Erdogan, um aliado dos EUA na NATO, anunciou então a possibilidade da retirada norte-americana da Síria ocorrer em abril ou maio de 2019, mas acrescentou que a agenda permanece fluida.

As críticas mais severas a Washington vieram aliás do Irão, alvo por sua vez de uma outra cimeira em curso na Polónia, convocada pelos EUA para tentar isolar Teerão na cena internacional.

Em Sochi, o Presidente iraniano, Hassan Rouhani, considerou esta cimeira de Varsóvia, "vazia e sem resultados".
Paz duradoura na Síria
Rouhani suspirou mesmo por uma "mudança de estratégia dos EUA na região", afirmando que a presença norte-americana na Síria e noutros países não é útil.

"A Síria necessita de paz duradoura e de estabilidade", afirmou, apoiando também medidas propostas por Moscovo para estabilizar a região de forma a "garantir a segurança da Turquia".Rouhani acusou ainda as Nações Unidas de falta de medidas "tangíveis" na Síria para restaurar a paz e a segurança.

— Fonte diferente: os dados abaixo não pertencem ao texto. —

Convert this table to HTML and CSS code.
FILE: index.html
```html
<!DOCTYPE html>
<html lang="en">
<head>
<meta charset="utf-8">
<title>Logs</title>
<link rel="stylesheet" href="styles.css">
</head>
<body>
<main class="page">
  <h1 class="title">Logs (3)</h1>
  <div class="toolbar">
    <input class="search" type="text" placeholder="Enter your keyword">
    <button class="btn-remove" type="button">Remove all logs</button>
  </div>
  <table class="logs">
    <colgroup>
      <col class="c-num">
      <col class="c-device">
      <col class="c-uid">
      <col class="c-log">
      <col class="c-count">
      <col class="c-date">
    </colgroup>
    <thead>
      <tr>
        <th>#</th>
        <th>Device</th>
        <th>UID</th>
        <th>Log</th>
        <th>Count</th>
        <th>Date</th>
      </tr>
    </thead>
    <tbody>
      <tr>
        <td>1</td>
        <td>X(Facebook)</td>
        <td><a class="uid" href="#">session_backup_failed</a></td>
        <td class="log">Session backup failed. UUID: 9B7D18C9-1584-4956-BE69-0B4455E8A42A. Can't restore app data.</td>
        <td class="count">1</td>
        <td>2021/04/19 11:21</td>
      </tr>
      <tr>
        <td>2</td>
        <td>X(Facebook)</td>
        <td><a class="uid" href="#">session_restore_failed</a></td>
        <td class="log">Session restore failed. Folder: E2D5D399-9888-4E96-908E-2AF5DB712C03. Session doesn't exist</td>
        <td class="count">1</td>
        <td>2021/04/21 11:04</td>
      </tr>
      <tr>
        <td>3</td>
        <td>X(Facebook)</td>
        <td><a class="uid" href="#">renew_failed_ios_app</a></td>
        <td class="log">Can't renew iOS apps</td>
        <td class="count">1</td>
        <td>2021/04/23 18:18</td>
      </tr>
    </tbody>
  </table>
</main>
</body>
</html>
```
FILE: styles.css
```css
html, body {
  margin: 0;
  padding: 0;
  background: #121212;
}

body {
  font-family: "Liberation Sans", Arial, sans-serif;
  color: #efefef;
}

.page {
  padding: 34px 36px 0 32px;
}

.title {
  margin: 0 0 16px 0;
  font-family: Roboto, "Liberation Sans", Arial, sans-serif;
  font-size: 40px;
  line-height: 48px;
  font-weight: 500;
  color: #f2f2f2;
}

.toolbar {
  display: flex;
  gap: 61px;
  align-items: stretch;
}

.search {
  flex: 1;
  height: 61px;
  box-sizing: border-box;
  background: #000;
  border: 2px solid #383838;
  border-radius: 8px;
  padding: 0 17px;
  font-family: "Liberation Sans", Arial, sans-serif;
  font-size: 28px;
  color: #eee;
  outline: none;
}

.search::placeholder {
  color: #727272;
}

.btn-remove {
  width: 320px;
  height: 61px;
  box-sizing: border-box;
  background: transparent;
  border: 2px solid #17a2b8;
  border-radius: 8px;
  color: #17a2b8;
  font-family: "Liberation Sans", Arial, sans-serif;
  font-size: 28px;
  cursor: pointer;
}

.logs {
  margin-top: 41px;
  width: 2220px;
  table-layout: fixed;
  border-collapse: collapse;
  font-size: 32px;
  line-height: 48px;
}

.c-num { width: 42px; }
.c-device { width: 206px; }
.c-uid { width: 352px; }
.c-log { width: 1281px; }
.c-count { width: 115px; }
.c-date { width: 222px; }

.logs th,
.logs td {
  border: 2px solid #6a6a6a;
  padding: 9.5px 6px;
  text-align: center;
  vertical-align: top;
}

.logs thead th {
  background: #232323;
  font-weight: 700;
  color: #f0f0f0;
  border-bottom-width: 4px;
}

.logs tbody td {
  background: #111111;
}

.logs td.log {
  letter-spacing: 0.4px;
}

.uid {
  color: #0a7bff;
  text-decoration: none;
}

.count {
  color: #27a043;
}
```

"A cimeira em Sochi foi muito útil e construtiva para restaurar a paz e a segurança na Síria, na região e no mundo", referiu, enquanto recomendava que fossem "os sírios, incluindo os curdos, quem deveria decidir o seu futuro na Síria".

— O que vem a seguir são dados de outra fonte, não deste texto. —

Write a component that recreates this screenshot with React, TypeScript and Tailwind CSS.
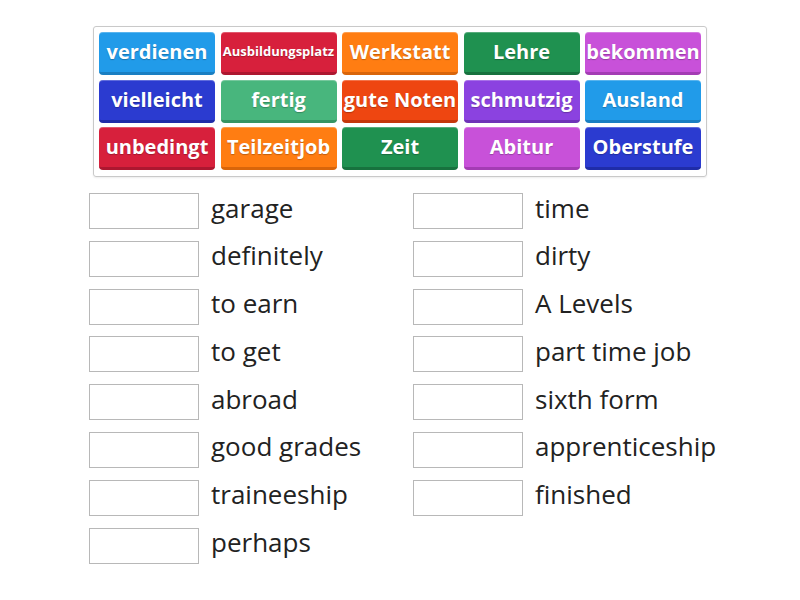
import React from 'react';

type Tile = { label: string; bg: string; small?: boolean };

const tiles: Tile[] = [
  { label: 'verdienen', bg: 'bg-[#219be9] border-[#1a7fc2]' },
  { label: 'Ausbildungsplatz', bg: 'bg-[#d7203c] border-[#ad1730]', small: true },
  { label: 'Werkstatt', bg: 'bg-[#ff7d12] border-[#d9650a]' },
  { label: 'Lehre', bg: 'bg-[#1f9150] border-[#17723e]' },
  { label: 'bekommen', bg: 'bg-[#c851d9] border-[#a43cb4]' },
  { label: 'vielleicht', bg: 'bg-[#2b3bd0] border-[#1f2ca8]' },
  { label: 'fertig', bg: 'bg-[#48b67d] border-[#379463]' },
  { label: 'gute Noten', bg: 'bg-[#ee4611] border-[#c4370b]' },
  { label: 'schmutzig', bg: 'bg-[#8b42e0] border-[#6f32b8]' },
  { label: 'Ausland', bg: 'bg-[#219be9] border-[#1a7fc2]' },
  { label: 'unbedingt', bg: 'bg-[#d7203c] border-[#ad1730]' },
  { label: 'Teilzeitjob', bg: 'bg-[#ff7d12] border-[#d9650a]' },
  { label: 'Zeit', bg: 'bg-[#1f9150] border-[#17723e]' },
  { label: 'Abitur', bg: 'bg-[#c851d9] border-[#a43cb4]' },
  { label: 'Oberstufe', bg: 'bg-[#2b3bd0] border-[#1f2ca8]' },
];

const left = ['garage', 'definitely', 'to earn', 'to get', 'abroad', 'good grades', 'traineeship', 'perhaps'];
const right = ['time', 'dirty', 'A Levels', 'part time job', 'sixth form', 'apprenticeship', 'finished'];

function Slot({ text }: { text: string }) {
  return (
    <div className="flex items-center h-[36px]">
      <div className="w-[110px] h-[36px] shrink-0 border border-[#b8b8b8] bg-white" />
      <span className="ml-[12px] -mt-[7px] text-[26px] leading-none text-[#222] whitespace-nowrap">{text}</span>
    </div>
  );
}

export default function App() {
  return (
    <div className="w-[800px] h-[600px] bg-white overflow-hidden font-['Open_Sans',sans-serif]">
      <div className="pt-[26px] pl-[93px]">
        <div className="w-[614px] border border-[#c9c9c9] rounded-[3px] px-[5px] pt-[5px] pb-[6px] shadow-[0_1px_2px_rgba(0,0,0,0.08)]">
          <div className="grid grid-cols-[repeat(5,116px)] gap-x-[5.5px] gap-y-[4.5px]">
            {tiles.map((t) => (
              <div
                key={t.label}
                className={`h-[43px] rounded-[4px] border-b-[3px] flex items-center justify-center text-white font-bold whitespace-nowrap [text-shadow:0_1px_1px_rgba(0,0,0,0.25)] shadow-[inset_0_1px_0_rgba(255,255,255,0.25)] ${t.bg} ${t.small ? 'text-[13px]' : 'text-[20px]'}`}
              >
                {t.label}
              </div>
            ))}
          </div>
        </div>
      </div>
      <div className="flex pl-[89px] pt-[16px]">
        <div className="w-[324px] flex flex-col gap-[11.8px]">
          {left.map((w) => (
            <Slot key={w} text={w} />
          ))}
        </div>
        <div className="flex flex-col gap-[11.8px]">
          {right.map((w) => (
            <Slot key={w} text={w} />
          ))}
        </div>
      </div>
    </div>
  );
}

Esta é uma opinião de Rouhani certamente não subscrita pelo Presidente turco. Recep Tayyip Erdogan ameaçou em ocasiões recentes intervir militarmente em território sírio para dispersar as milícias curdas YPG, que considera terroristas e aliadas do PKK, o grupo de resistência turco que Ancara combate há décadas.
Turquia na corda bamba
"Não devíamos suportar a presença de grupos terroristas em Idlib", disse Putin a Erdogan e a Rouhani no início da cimeira.

"É por isso que proponho que consideremos passos práticos e concretos, que a Rússia, a Turquia e o Irão possam dar para destruir completamente este viveiro de terroristas", acrescentou.

O Presidente russo, talvez para pressionar Erdogan, lembrou também que a zona desmilitarizada acordada entre ambos em 2018 para Idlib, com o objetivo de limpar a província de armas pesadas e de combatentes jihadistas, é uma solução "temporária".

Moscovo tem-se aliás queixado de Ancara não ter cumprido a sua parte desse acordo, o que permitiu às milícias armadas afetas ao grupo islamita da ex-Frente al Nusra ganhar o controlo de quase toda a zona no início do ano.
Ameaça velada de Moscovo
Estas são, contudo, milícias que a Turquia tem abrigado na sua luta contra Assad, o que lhe permite manter influência na área de forma a combater as YPG.

Uma ofensiva sírio-russa para limpar Idlib, como pretende Putin, não serve os interesses de Ancara, pouco interessada também em receber no seu território uma nova vaga de refugiados dos combates com os islamitas.

As pretensões turcas de estabelecer uma "zona de segurança" em Idlib receberam mesmo um balde de água muito fria por parte de Moscovo, esta quinta-feira, com um recado direitinho a Erdogan.

A criação de tal "zona" depende do consentimento de Assad, disse uma porta-voz do Ministério dos Negócios Estrangeiros russo.

"A questão da presença de um contingente militar sob as ordens de um terceiro país no território de um país soberano e especialmente a Síria, deve ser decidida diretamente por Damasco", referiu Maria Zakharova. "Essa é a nossa posição base".